Engineers at SlideShare, the popular online service for hosting and sharing slide decks LinkedIn acquired three years ago, have moved their application stack out of a managed hosting provider’s data center into a LinkedIn data center – a project that took more than one year to finish.
Data center consolidation after one company buys another is never quick and easy, and companies usually wait a long time to start moving systems between facilities. In another recent example, Instagram moved its application stack from Amazon Web Services into Facebook’s own data centers last year – two years after the social networking giant bought it.
In addition to consolidating infrastructure, in both cases the acquired companies cited the opportunity to use the new parent company’s technological resources as a reason to move.

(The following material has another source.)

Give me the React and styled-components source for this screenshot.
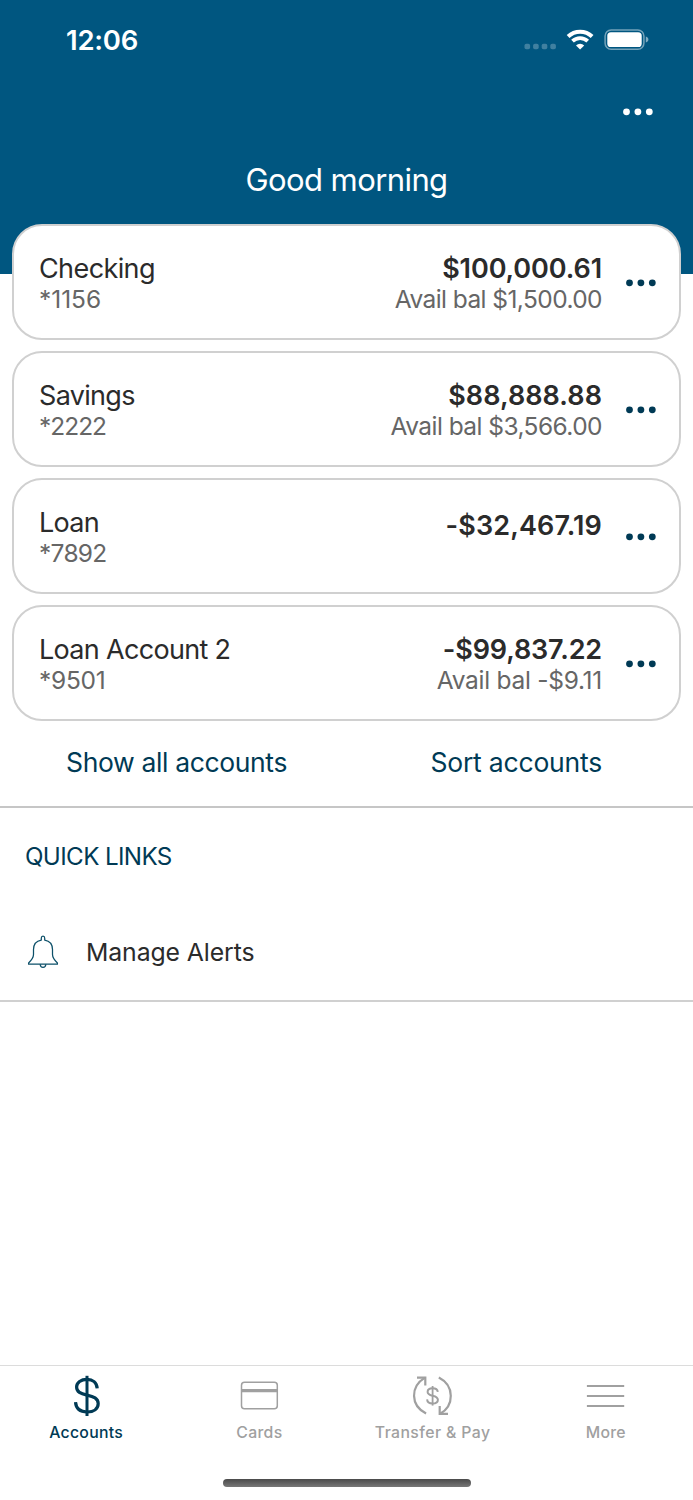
import React from "react";
import styled, { createGlobalStyle, css } from "styled-components";

const accounts = [
  {
    name: "Checking",
    nameGap: -0.6,
    number: "*1156",
    numberGap: -0.05,
    amount: "$100,000.61",
    amountGap: -0.1,
    avail: "Avail bal $1,500.00",
    availGap: -0.58,
  },
  {
    name: "Savings",
    nameGap: -0.68,
    number: "*2222",
    numberGap: -1.0,
    amount: "$88,888.88",
    amountGap: 0.06,
    avail: "Avail bal $3,566.00",
    availGap: -0.56,
  },
  {
    name: "Loan",
    nameGap: -0.75,
    number: "*7892",
    numberGap: -0.7,
    amount: "-$32,467.19",
    amountGap: 0.12,
  },
  {
    name: "Loan Account 2",
    nameGap: -0.68,
    number: "*9501",
    numberGap: -0.25,
    amount: "-$99,837.22",
    amountGap: -0.14,
    avail: "Avail bal -$9.11",
    availGap: -0.27,
  },
];

// 상태바 아이콘
const SignalIcon = () => (
  <svg width="32" height="20" viewBox="0 0 32 20" fill="#ffffff" fillOpacity="0.25">
    <rect x="0.5" y="13.8" width="5.6" height="5.4" rx="1.8" />
    <rect x="9.1" y="13.8" width="5.6" height="5.4" rx="1.8" />
    <rect x="17.7" y="13.8" width="5.6" height="5.4" rx="1.8" />
    <rect x="26.3" y="13.8" width="5.6" height="5.4" rx="1.8" />
  </svg>
);

const WifiIcon = () => (
  <svg width="28" height="22" viewBox="0 0 28 22" fill="none" stroke="#ffffff">
    <path d="M2.1 7.5 A17.4 17.4 0 0 1 26.1 7.5" strokeWidth="4" />
    <path d="M6.5 12.2 A11 11 0 0 1 21.7 12.2" strokeWidth="3.8" />
    <path
      d="M14.1 20.6 L10 16.4 A5.9 5.9 0 0 1 18.2 16.4 Z"
      fill="#ffffff"
      stroke="none"
    />
  </svg>
);

const BatteryIcon = () => (
  <svg width="46" height="22" viewBox="0 0 46 22" fill="none">
    <rect
      x="1.1"
      y="0.9"
      width="38.8"
      height="19.4"
      rx="6"
      stroke="#ffffff"
      strokeOpacity="0.45"
      strokeWidth="1.5"
    />
    <rect x="3.3" y="3.2" width="34.4" height="14.8" rx="3.6" fill="#ffffff" />
    <path
      d="M41.8 7.6 C43.6 8.1 44.4 9.2 44.4 10.6 C44.4 12 43.6 13.1 41.8 13.6 Z"
      fill="#ffffff"
      fillOpacity="0.5"
    />
  </svg>
);

const DotsIcon = ({ color }) => (
  <svg width="31" height="8" viewBox="0 0 31 8" fill={color}>
    <circle cx="4.5" cy="3.8" r="3.4" />
    <circle cx="15.9" cy="3.8" r="3.4" />
    <circle cx="27.3" cy="3.8" r="3.4" />
  </svg>
);

const BellIcon = () => (
  <svg
    width="32"
    height="34"
    viewBox="0 0 32 34"
    fill="none"
    stroke="#0d5069"
    strokeWidth="1.25"
    strokeLinejoin="round"
  >
    <path d="M14.3 5.1 V3 C14.3 0.5 17.7 0.5 17.7 3 V5.1 C22.8 6 25.5 9.6 25.5 14.5 V19.5 C25.5 22.8 26.5 24.2 30.4 28 V29.2 H1.6 V28 C5.5 24.2 6.5 22.8 6.5 19.5 V14.5 C6.5 9.6 9.2 6 14.3 5.1 Z" />
    <path d="M13.2 29.2 C13.4 33.4 18.6 33.4 18.8 29.2" />
  </svg>
);

// 하단 탭 아이콘
const DollarIcon = () => (
  <svg width="42" height="42" viewBox="0 0 42 42" fill="none" stroke="currentColor">
    <path
      d="M31.2 13.3 C30.7 7.6 26.8 4.4 21 4.4 C15 4.4 10.6 7.6 10.6 12 C10.6 17 14.6 18.7 21 20.1 C27.6 21.5 32.2 23.2 32.2 28.6 C32.2 33.9 27.7 37 21.2 37 C14.3 37 10 33.6 9.5 27.2"
      strokeWidth="3.2"
    />
    <path d="M21 0.8 V41" strokeWidth="3" />
  </svg>
);

const CardIcon = () => (
  <svg width="42" height="42" viewBox="0 0 42 42" fill="none" stroke="currentColor">
    <rect x="2.5" y="7.2" width="35.8" height="26.6" rx="3" strokeWidth="1.5" />
    <path d="M2.1 15.6 H38.7" strokeWidth="3.3" />
  </svg>
);

const TransferIcon = () => (
  <svg width="42" height="42" viewBox="0 0 42 42" fill="none" stroke="currentColor">
    <path d="M14.1 38.5 C-1.8 30.5 -1.8 11.5 13 2.6" strokeWidth="2.2" />
    <path d="M5 2.6 H13.3 V10.4" strokeWidth="2.2" />
    <path d="M26.8 2.6 C42.6 10.7 42.6 30.5 27.8 39" strokeWidth="2.2" />
    <path d="M36 38.8 H27.7 V31" strokeWidth="2.2" />
    <path
      d="M25.8 16.9 C25.5 14.6 23.4 13.3 20.6 13.3 C17.6 13.3 15.6 14.6 15.6 16.9 C15.6 19.3 17.8 20 20.6 20.7 C23.6 21.4 25.9 22.2 25.9 24.8 C25.9 27.1 23.7 28.6 20.6 28.6 C17.4 28.6 15.3 27 15.1 24.4"
      strokeWidth="2"
    />
    <path d="M20.6 11 V30.6" strokeWidth="1.8" />
  </svg>
);

const MoreIcon = () => (
  <svg width="42" height="42" viewBox="0 0 42 42" stroke="currentColor">
    <path d="M1.9 11 H39.2 M1.9 21 H39.2 M1.9 31 H39.2" strokeWidth="1.9" />
  </svg>
);

const tabs = [
  { label: "Accounts", icon: <DollarIcon />, active: true, gap: 0.27 },
  { label: "Cards", icon: <CardIcon />, gap: 0.34 },
  { label: "Transfer & Pay", icon: <TransferIcon />, gap: 0.4 },
  { label: "More", icon: <MoreIcon />, gap: 0.24 },
];

const AccountCard = ({ account }) => (
  <StCard>
    <StCardText>
      <StName $gap={account.nameGap}>{account.name}</StName>
      <StSub $gap={account.numberGap}>{account.number}</StSub>
    </StCardText>
    <StCardText $right $single={!account.avail}>
      <StAmount $gap={account.amountGap}>{account.amount}</StAmount>
      {account.avail && <StSub $gap={account.availGap}>{account.avail}</StSub>}
    </StCardText>
    <StCardMenu>
      <DotsIcon color="#003a55" />
    </StCardMenu>
  </StCard>
);

const App = () => {
  return (
    <>
      <GlobalStyle />
      <StScreen>
        <StHeader>
          <StStatusBar>
            <StTime>12:06</StTime>
            <StStatusIcons>
              <SignalIcon />
              <WifiIcon />
              <BatteryIcon />
            </StStatusIcons>
          </StStatusBar>
          <StHeaderMenu>
            <DotsIcon color="#ffffff" />
          </StHeaderMenu>
          <StGreeting>Good morning</StGreeting>
        </StHeader>

        <StAccountList>
          {accounts.map((account) => (
            <AccountCard key={account.number} account={account} />
          ))}
        </StAccountList>

        <StActions>
          <StAction $gap={-0.36}>Show all accounts</StAction>
          <StAction $gap={-0.2}>Sort accounts</StAction>
        </StActions>

        <StQuickLinks>
          <StQuickTitle>QUICK LINKS</StQuickTitle>
          <StQuickItem>
            <BellIcon />
            <StQuickLabel $gap={-0.1}>Manage Alerts</StQuickLabel>
          </StQuickItem>
        </StQuickLinks>

        <StTabBar>
          {tabs.map((tab) => (
            <StTab key={tab.label} $active={tab.active}>
              {tab.icon}
              <StTabLabel $gap={tab.gap}>{tab.label}</StTabLabel>
            </StTab>
          ))}
        </StTabBar>
        <StHomeArea>
          <StHomeBar />
        </StHomeArea>
      </StScreen>
    </>
  );
};

export default App;

const GlobalStyle = createGlobalStyle`
  body {
    margin: 0;
    background: #ffffff;
    font-family: Inter, "Liberation Sans", sans-serif;
  }

  svg {
    display: block;
    flex-shrink: 0;
  }
`;

const spacing = css`
  letter-spacing: ${({ $gap }) => $gap || 0}px;
  white-space: nowrap;
`;

const StScreen = styled.div`
  display: flex;
  flex-direction: column;
  width: 693px;
  height: 1500px;
  overflow: hidden;
  background: #ffffff;
`;

const StHeader = styled.header`
  flex-shrink: 0;
  height: 274px;
  background: #005680;
  color: #ffffff;
`;

const StStatusBar = styled.div`
  display: flex;
  justify-content: space-between;
  align-items: center;
  height: 80px;
  padding: 0 43px 0 66px;
  box-sizing: border-box;
`;

const StTime = styled.div`
  font-size: 27.5px;
  font-weight: 600;
  line-height: 32px;
  letter-spacing: -0.24px;
`;

const StStatusIcons = styled.div`
  display: flex;
  align-items: center;
  gap: 10px;
`;

const StHeaderMenu = styled.div`
  display: flex;
  justify-content: flex-end;
  align-items: center;
  height: 64px;
  padding-right: 40px;
`;

const StGreeting = styled.h1`
  margin: 17px 0 0;
  font-size: 31px;
  font-weight: 400;
  line-height: 38px;
  letter-spacing: -0.58px;
  text-align: center;
`;

const StAccountList = styled.div`
  display: flex;
  flex-direction: column;
  gap: 11px;
  margin: -50px 12px 0;
`;

const StCard = styled.div`
  display: flex;
  align-items: flex-start;
  height: 116px;
  padding: 27px 23px 0 25px;
  box-sizing: border-box;
  background: #ffffff;
  border: 2px solid #d0d0d0;
  border-radius: 30px;
`;

const StCardText = styled.div`
  display: flex;
  flex-direction: column;
  align-items: flex-start;

  ${({ $right }) =>
    $right &&
    css`
      flex: 1;
      align-items: flex-end;
    `}

  ${({ $single }) =>
    $single &&
    css`
      padding-top: 3px;
    `}
`;

const StName = styled.div`
  font-size: 27px;
  line-height: 32px;
  color: #2b2b2b;
  ${spacing}
`;

const StAmount = styled.div`
  font-size: 27px;
  font-weight: 600;
  line-height: 32px;
  color: #2b2b2b;
  ${spacing}
`;

const StSub = styled.div`
  font-size: 24.5px;
  line-height: 29px;
  color: #666666;
  ${spacing}
`;

const StCardMenu = styled.div`
  display: flex;
  align-items: center;
  height: 60px;
  margin-left: 23px;
`;

const StActions = styled.div`
  display: flex;
  flex-shrink: 0;
  justify-content: space-between;
  height: 87px;
  padding: 25px 91px 0 66px;
  box-sizing: border-box;
  border-bottom: 2px solid #c6c6c6;
`;

const StAction = styled.div`
  font-size: 26.5px;
  line-height: 32px;
  color: #003a55;
  ${spacing}
`;

const StQuickLinks = styled.section`
  flex-shrink: 0;
  height: 194px;
  padding: 34px 25px 0;
  box-sizing: border-box;
  border-bottom: 2px solid #d0d0d0;
`;

const StQuickTitle = styled.h2`
  margin: 0;
  font-size: 24.2px;
  font-weight: 400;
  line-height: 30px;
  letter-spacing: -0.63px;
  color: #003a55;
`;

const StQuickItem = styled.div`
  display: flex;
  align-items: center;
  gap: 27px;
  height: 34px;
  margin-top: 63px;
  padding-left: 2px;
`;

const StQuickLabel = styled.div`
  font-size: 24.8px;
  line-height: 32px;
  color: #2b2b2b;
  ${spacing}
`;

const StTabBar = styled.nav`
  display: flex;
  flex-shrink: 0;
  height: 94px;
  margin-top: auto;
  border-top: 1px solid #dcdcdc;
`;

const StTab = styled.div`
  display: flex;
  flex: 1;
  flex-direction: column;
  align-items: center;
  padding-top: 9px;
  color: ${({ $active }) => ($active ? "#003a55" : "#a0a0a0")};
`;

const StTabLabel = styled.div`
  margin: 6px 1px 0 0;
  font-size: 15.8px;
  font-weight: 500;
  line-height: 20px;
  ${spacing}
`;

const StHomeArea = styled.div`
  display: flex;
  flex-shrink: 0;
  justify-content: center;
  height: 40px;
  padding-top: 19px;
  box-sizing: border-box;
`;

const StHomeBar = styled.div`
  width: 248px;
  height: 8px;
  border-radius: 4px;
  background: linear-gradient(#4a4a4a, #777777);
`;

LinkedIn site reliability engineer Anatoly Shiroglazov described the migration process in detail in a blog post this week. “It was clear that to sustain growth and integrate the best parts of both products, SlideShare needed to move to LinkedIn data centers,” he wrote.
Linkedin had a growing data center infrastructure and needed its systems to work across multiple sites, while SlideShare appears to have hosted its stack in a single location. The parent company also had a much larger engineering team that could make bigger investments in technology and had already built sophisticated search and analytics systems. It also had large reliability engineering and database administration teams.
LinkedIn’s data center needs are growing rapidly. The company recently made changes to its data center strategy, switching from retail colocation to wholesale facilities, where it is for the first time using a custom infrastructure design.
The social network’s storage and compute requirements grew 30 percent over the last 12 months. It currently uses 30 MW of data center capacity in the US and overseas, working to add more capacity in Oregon and Singapore.
The SlideShare team had to change a lot to adjust to the way LinkedIn’s infrastructure was set up. The parent company, for example, doesn’t allow all of its servers to have access to the internet for security purposes. Only servers in the demilitarized zone, also known as DMZ, had external access for security purposes. A network DMZ acts as a buffer between a company’s internal network and the rest of the world.
All SlideShare hosts had access to the internet, and the company’s software development cycle depended heavily on this capability, Shiroglazov wrote.
Another example is the operating system. LinkedIn was using a much more recent Red Hat distribution of Linux than SlideShare was, and a lot of SlideShare’s code had to be recertified on the new OS. The team also had to change its Puppet code for infrastructure management and database operation practices.
To make sure the migration didn’t bring the service down, the SlideShare team first deployed the new stack in the managed hosting data center they had been using to make sure it worked, and then started diverting traffic to LinkedIn data centers, read traffic first, write traffic second.
Timeline of the transition from SlideShare’s hosting data center to a LinkedIn facility over 14 days. Click image to enlarge. (Source: LinkedIn Engineering blog)
Once the transition was competed, the company decommissioned its infrastructure in the managed hosting facility. The next step is to modernize its software stack even further. SlideShare is now working on breaking its monolithic application down into microservices, phasing out legacy components as they are replaced by LinkedIn equivalents, according to Shiroglazov.